The pressure on writers to be "productive" can feel relentless, both from within and without. This panel is the antidote: a love song to the long game from five fiction and nonfiction writers whose books took years to finish. We'll talk candidly about how time transforms structure, voice, and research; how to sustain the slow burn; how not-writing can be essential to writing; managing anxiety, ageism, and self-doubt; and learning to love the duration for the sake of the art.

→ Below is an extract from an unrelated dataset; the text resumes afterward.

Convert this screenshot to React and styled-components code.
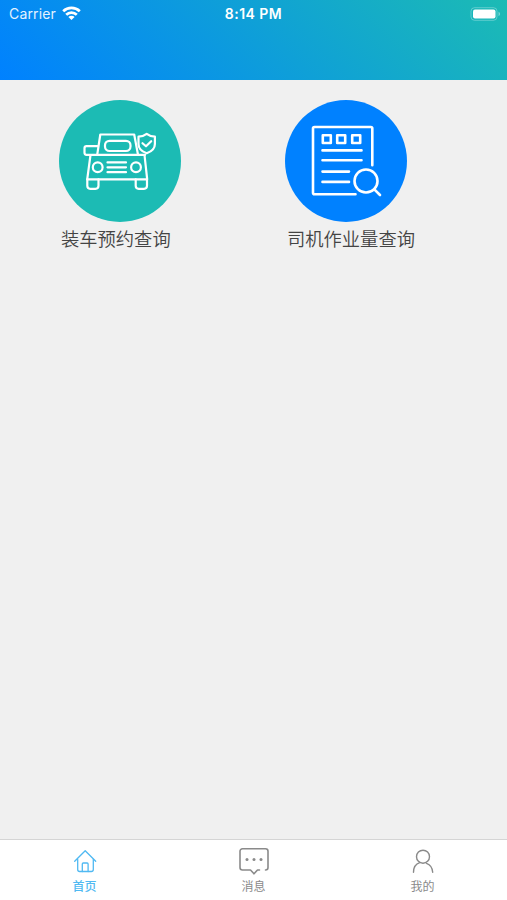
import React, { useState } from "react";
import styled, { createGlobalStyle } from "styled-components";

const GlobalStyle = createGlobalStyle`
  * {
    box-sizing: border-box;
  }

  body {
    margin: 0;
    background-color: #f0f0f0;
    font-family: Inter, "Noto Sans CJK SC", sans-serif;
  }
`;

const Screen = styled.div`
  display: flex;
  flex-direction: column;
  width: 100%;
  height: 100vh;
  background-color: #f0f0f0;
`;

const Header = styled.header`
  height: 80px;
  background: linear-gradient(45deg, #0081ff, #1cbbb4);
`;

const StatusBar = styled.div`
  display: grid;
  grid-template-columns: 1fr auto 1fr;
  align-items: center;
  height: 27px;
  padding: 0 6px 0 9px;
  color: #fff;
`;

const Carrier = styled.div`
  display: flex;
  align-items: center;
  gap: 6px;
  font-size: 14px;
  letter-spacing: 0.15px;
  color: #e4f2ff;
`;

const Time = styled.span`
  margin-right: 3px;
  font-size: 14px;
  font-weight: 600;
  letter-spacing: 0.45px;
`;

const Battery = styled.svg`
  justify-self: end;
`;

const Menu = styled.main`
  flex: 1;
  display: grid;
  grid-template-columns: 226px 226px;
  align-content: start;
  padding: 20px 0 0 59px;
`;

const MenuItem = styled.div`
  display: flex;
  flex-direction: column;
  align-items: flex-start;
  cursor: pointer;
`;

const Circle = styled.div`
  width: 122px;
  height: 122px;
  border-radius: 50%;
  background-color: ${(props) => props.$color};
`;

const LineIcon = styled.svg`
  display: block;
  fill: none;
  stroke: #fff;
  stroke-width: ${(props) => props.$stroke};
  stroke-linecap: round;
  stroke-linejoin: round;
`;

const MenuLabel = styled.span`
  margin: 3px 0 0 2px;
  font-family: "Noto Sans CJK SC", sans-serif;
  font-size: 18.3px;
  font-weight: 350;
  line-height: 26px;
  color: #444;
  white-space: nowrap;
`;

const TabBar = styled.nav`
  display: grid;
  grid-template-columns: repeat(3, 1fr);
  height: 61px;
  border-top: 1px solid #d5d5d5;
  background-color: #fff;
`;

const Tab = styled.button`
  display: flex;
  flex-direction: column;
  align-items: center;
  padding: 6px 0 0;
  border: none;
  background: none;
  color: ${(props) => (props.$active ? "#50b9f2" : "#8a8a8a")};
  font-family: "Noto Sans CJK SC", sans-serif;
  font-size: 12px;
  font-weight: ${(props) => (props.$active ? 500 : 400)};
  line-height: 18px;
  cursor: pointer;
`;

const TabIcon = styled.svg`
  display: block;
  margin-bottom: 1px;
  fill: none;
  stroke: currentColor;
  stroke-width: ${(props) => props.$stroke};
  stroke-linecap: round;
  stroke-linejoin: round;
`;

const TruckIcon = () => (
  <LineIcon width="122" height="122" viewBox="0 0 122 122" $stroke={2.2}>
    <path d="M38.2 54.8 41.3 34.5H75.2L79 54.8" />
    <path d="M38.5 46.2H27.5a2 2 0 0 0-2 2v4.6a2 2 0 0 0 2 2H86" />
    <rect x="46" y="40.8" width="25.5" height="10.2" rx="4.5" />
    <path d="M31.5 55 28.2 79.3H88.2L85.5 55" />
    <path d="M28.3 79.3v6.5a3 3 0 0 0 3 3h5.2a3 3 0 0 0 3-3v-6.5" />
    <path d="M76.7 79.3v6.5a3 3 0 0 0 3 3H85a3 3 0 0 0 3-3v-6.5" />
    <circle cx="38.7" cy="67.3" r="4.9" />
    <circle cx="77" cy="67.3" r="4.9" />
    <path d="M48.5 62.4H67M48.5 67.3H67M48.5 72.2H67" />
    <path d="M87.7 33.8C85 35.8 82 36.7 79.5 36.7V44c0 4.6 3.2 7.5 8.2 9.3 5-1.8 8.2-4.7 8.2-9.3v-7.3c-2.5 0-5.5-.9-8.2-2.9Z" />
    <path d="M83.5 43.2 87 46.3 92.2 41.2" />
  </LineIcon>
);

const ReportIcon = () => (
  <LineIcon width="122" height="122" viewBox="0 0 122 122" $stroke={2.6}>
    <path d="M87.3 65.3V28.5a1.500 1.500 0 0 0-1.500-1.500H29.500a1.500 1.500 0 0 0-1.500 1.500V92.8a1.500 1.500 0 0 0 1.500 1.500H70.5" />
    <rect x="37.8" y="35.2" width="8" height="7.8" />
    <rect x="52.2" y="35.2" width="8" height="7.8" />
    <rect x="67.2" y="35.2" width="8" height="7.8" />
    <path d="M37.5 50.4H76.5M37.5 60.3H76.5M37.5 71.6H64M37.5 81.9H64" />
    <circle cx="81" cy="81" r="11.5" />
    <path d="M89.3 89.3 95 95" />
  </LineIcon>
);

const HomeIcon = () => (
  <TabIcon width="30" height="30" viewBox="0 0 30 30" $stroke={1.3}>
    <path d="M4.7 15.3 15.2 4.7 25.7 15.3" />
    <path d="M7.7 13.5v10a2 2 0 0 0 2 2h11.6a2 2 0 0 0 2-2v-10" />
    <path d="M12.3 25.5V18a1 1 0 0 1 1-1h3.8a1 1 0 0 1 1 1v7.5" />
  </TabIcon>
);

const MessageIcon = () => (
  <TabIcon width="30" height="30" viewBox="0 0 30 30" $stroke={1.6}>
    <path d="M20.500 24H18.500L15 27.800 11.500 24h-8A2.500 2.500 0 0 1 1 21.500V5.300a2.500 2.500 0 0 1 2.500-2.500h23A2.500 2.500 0 0 1 29 5.300v16.200a2.500 2.500 0 0 1-2.500 2.500" />
    <g fill="currentColor" stroke="none">
      <circle cx="8" cy="13.5" r="1.5" />
      <circle cx="15" cy="13.5" r="1.5" />
      <circle cx="22" cy="13.5" r="1.5" />
    </g>
  </TabIcon>
);

const UserIcon = () => (
  <TabIcon width="30" height="30" viewBox="0 0 30 30" $stroke={1.4}>
    <circle cx="15" cy="10.7" r="6.5" />
    <path d="M5.5 26.3c0-5 2.700-8.600 6.200-9.700" />
    <path d="M18.500 17.300c3.500 1.300 6 4.700 6.200 9" />
  </TabIcon>
);

const menuItems = [
  { label: "装车预约查询", color: "#1cbbb4", Icon: TruckIcon },
  { label: "司机作业量查询", color: "#0081ff", Icon: ReportIcon },
];

const tabs = [
  { id: "home", label: "首页", Icon: HomeIcon },
  { id: "message", label: "消息", Icon: MessageIcon },
  { id: "mine", label: "我的", Icon: UserIcon },
];

export default function App() {
  const [activeTab, setActiveTab] = useState("home");

  return (
    <>
      <GlobalStyle />
      <Screen>
        <Header>
          <StatusBar>
            <Carrier>
              <span>Carrier</span>
              <svg width="19" height="15" viewBox="0 0 19 15" fill="none" stroke="#fff" strokeWidth="2.7">
                <path d="M1.200 5.300a11.900 11.900 0 0 1 16.600 0" />
                <path d="M4.200 8.700a7.600 7.600 0 0 1 10.600 0" />
                <path d="M9.500 14 6.400 11a4.400 4.400 0 0 1 6.200 0Z" fill="#fff" stroke="none" />
              </svg>
            </Carrier>
            <Time>8:14 PM</Time>
            <Battery width="31" height="14" viewBox="0 0 31 14">
              <rect x="1" y="0.700" width="26" height="12.600" rx="3.500" fill="none" stroke="#fff" strokeOpacity="0.3" />
              <rect x="3" y="2.500" width="22.500" height="9" rx="2" fill="#fff" />
              <path d="M28.500 4.800v4.400c1-.4 1.600-1.200 1.600-2.200s-.6-1.800-1.600-2.200Z" fill="#fff" fillOpacity="0.4" />
            </Battery>
          </StatusBar>
        </Header>
        <Menu>
          {menuItems.map(({ label, color, Icon }) => (
            <MenuItem key={label}>
              <Circle $color={color}>
                <Icon />
              </Circle>
              <MenuLabel>{label}</MenuLabel>
            </MenuItem>
          ))}
        </Menu>
        <TabBar>
          {tabs.map(({ id, label, Icon }) => (
            <Tab key={id} $active={activeTab === id} onClick={() => setActiveTab(id)}>
              <Icon />
              {label}
            </Tab>
          ))}
        </TabBar>
      </Screen>
    </>
  );
}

Outline & Supplemental Documents

Event Outline: AWP_2024_outline-A_Good_Book_Is_Never_Late.pdf

Participants

Moderator:

Chelsey Johnson is the author of the novel Stray City. Her writing has appeared in One Story, Ploughshares, Gulf Coast, NPR's Selected Shorts, and elsewhere. She received an MFA from Iowa and a Stegner Fellowship and directs the Northern Arizona University MFA.

Vu Tran is the author of the novel, Dragonfish. He has received a Whiting Award and an NEA Fellowship, and his work has appeared in the O. Henry Prize Stories, Best American Mysteries, and Ploughshares. A graduate of the Iowa Writers' Workshop, he teaches creative writing at the University of Chicago.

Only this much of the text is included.